For the case $\sigma_e=1$, it can be seen that when $\sigma_n$ is small, the MSEs of both the ML estimator and the unbiased estimator are much larger than the HCRB due to the large matrix perturbation level. As explained before, the ML estimator is severely biased when the noise level is large, and thus for certain values of $\sigma_n$, its MSE will not be lower bounded by the HCRB. For the unbiased estimator, its MSE is always lower bounded by the HCRB.

6 Future works

There are several future directions to be explored. First, the HCRB is obtained only for the unit sensing matrix case, which is useful for a qualitative comprehension but has apparent limitation. In many cases the sensing matrix cannot be assumed unit, and a more precise quantitative study on the performance bound also requires generalizing the HCRB to the general sensing matrix case. There may be two practical approaches to this problem. One is to derive a closed-form lower bound which is convenient to analyze and understand; the other is to find a tractable way to numerically compute the lower bound. However, both ways need further research and are still waiting for useful results.

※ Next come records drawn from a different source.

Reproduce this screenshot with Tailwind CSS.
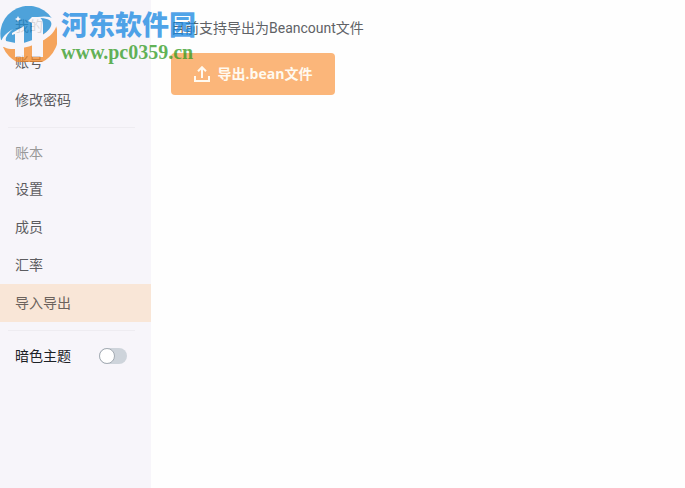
<!DOCTYPE html>
<html lang="zh-CN">
<head>
  <meta charset="UTF-8" />
  <meta name="viewport" content="width=device-width, initial-scale=1.0" />
  <title>导入导出</title>
  <script src="https://cdn.jsdelivr.net/npm/@tailwindcss/browser@4"></script>
</head>
<body class="relative flex min-h-screen bg-[#fefefe] font-['Open_Sans','Noto_Sans_CJK_SC',sans-serif] text-sm text-[#606266]">
  <aside class="w-[151px] shrink-0 bg-[#f7f5fa] pt-[9px]">
    <nav>
      <h2 class="flex h-[34px] items-center px-[15px] text-[#777]">我的</h2>
      <a href="#" class="flex h-[38px] items-center px-[15px] text-[#5c5c60]">账号</a>
      <a href="#" class="flex h-[38px] items-center px-[15px] text-[#5c5c60]">修改密码</a>
      <hr class="my-2 mr-4 ml-2 border-[#eeecf1]" />
      <h2 class="flex h-[34px] items-center px-[15px] text-[#999]">账本</h2>
      <a href="#" class="flex h-[38px] items-center px-[15px] text-[#5c5c60]">设置</a>
      <a href="#" class="flex h-[38px] items-center px-[15px] text-[#5c5c60]">成员</a>
      <a href="#" class="flex h-[38px] items-center px-[15px] text-[#5c5c60]">汇率</a>
      <a href="#" class="flex h-[38px] items-center bg-[#f9e6d7] px-[15px] text-[#6b625c]">导入导出</a>
      <hr class="my-2 mr-4 ml-2 border-[#eeecf1]" />
    </nav>
    <label class="flex h-[34px] items-center justify-between pr-6 pl-[15px] text-[#1c2126]">
      暗色主题
      <input type="checkbox" role="switch" class="h-4 w-7 appearance-none rounded-full bg-[#ced4db] before:block before:size-4 before:rounded-full before:border before:border-[#a4abb3] before:bg-white checked:bg-[#fbb67a] checked:before:ml-3" />
    </label>
  </aside>

  <main class="flex-1 px-5 pt-[18px]">
    <p class="font-[Roboto,'Noto_Sans_CJK_SC',sans-serif] leading-5">目前支持导出为Beancount文件</p>
    <button type="button" class="mt-[15px] flex h-[42px] w-[164px] items-center justify-center gap-2 rounded bg-[#fbb67a] font-bold text-[#fffaf0]">
      <svg class="size-4" viewBox="0 0 16 16" fill="none" stroke="currentColor" stroke-width="2">
        <path d="M1 10v5h14v-5M8 12V1.6M4 5.2l4-4 4 4" />
      </svg>
      导出.bean文件
    </button>
  </main>

  <!-- site watermark -->
  <div class="pointer-events-none absolute top-[6px] left-0 flex gap-1">
    <svg class="h-14 w-[57px] opacity-75" viewBox="0 0 57 56">
      <path fill="#1687d0" d="M1 34A28 28 0 1 1 56 22L30 40Z" />
      <path fill="#f58a28" d="M3 41L30 37L56 20A28 28 0 0 1 3 41Z" />
      <!-- towers and their lower stems -->
      <path fill="#f7f5fa" d="M12 27L24 20V51H15V28L12 29ZM28 15L32 11H38C42 12 43 15 43 19V51H32V17Z" />
      <path fill="#1687d0" d="M24 28H32V37H24Z" />
      <!-- ring -->
      <path fill="#f7f5fa" d="M38 11C51 9 58 13 56 21C52 34 26 44 11 43C-3 42 -2 32 13 23C4 31 3 37 12 38C26 39 48 29 51 20C53 14 47 12 38 12Z" />
      <path fill="#f7f5fa" d="M18 10l1 2 2 1-2 1-1 2-1-2-2-1 2-1Z" />
    </svg>
    <div class="pt-[2px]">
      <div class="font-['Noto_Sans_CJK_SC',sans-serif] text-[27px] leading-8 font-black text-[#1687e1]/75">河东软件园</div>
      <div class="font-['Liberation_Serif',serif] text-[20px] leading-6 font-bold text-[#2f9a20]/75">www.pc0359.cn</div>
    </div>
  </div>
</body>
</html>
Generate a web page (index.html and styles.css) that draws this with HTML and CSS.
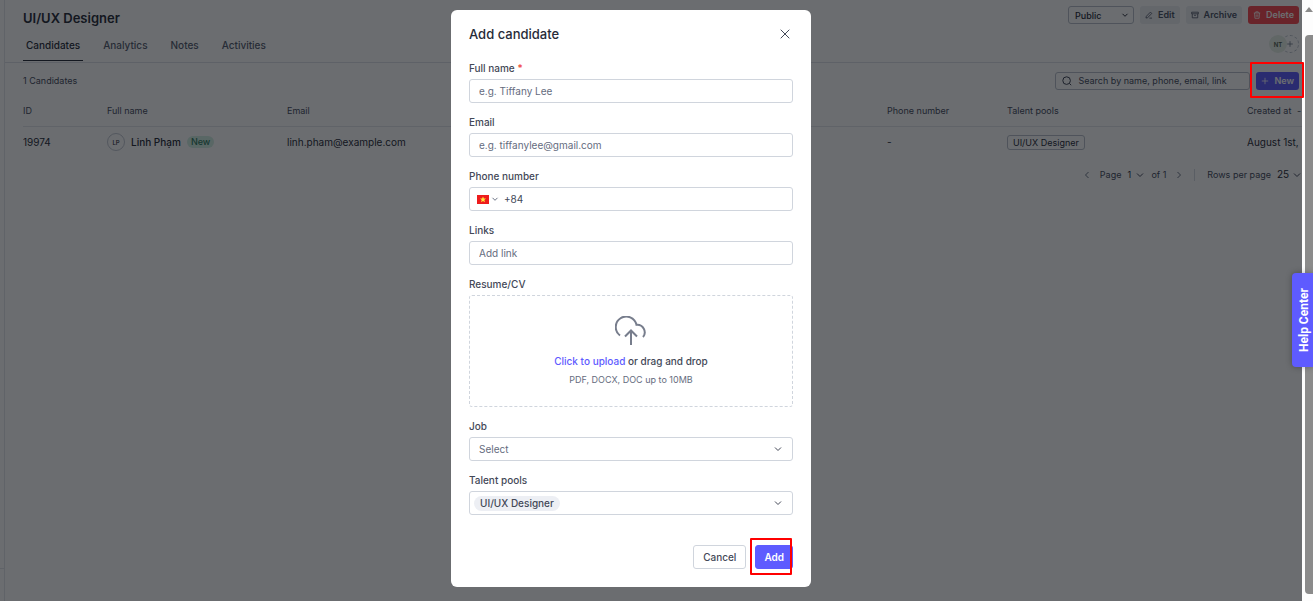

Second, the HCRB provides a lower bound for globally unbiased estimators. However, recovery algorithms are quite likely to be biased in the sparse setting, and the bias is usually dependent on the noise variance. Moreover, there are occasions that biased estimators can achieve a lower MSE than unbiased estimators. These problems also point out a possible direction for future study.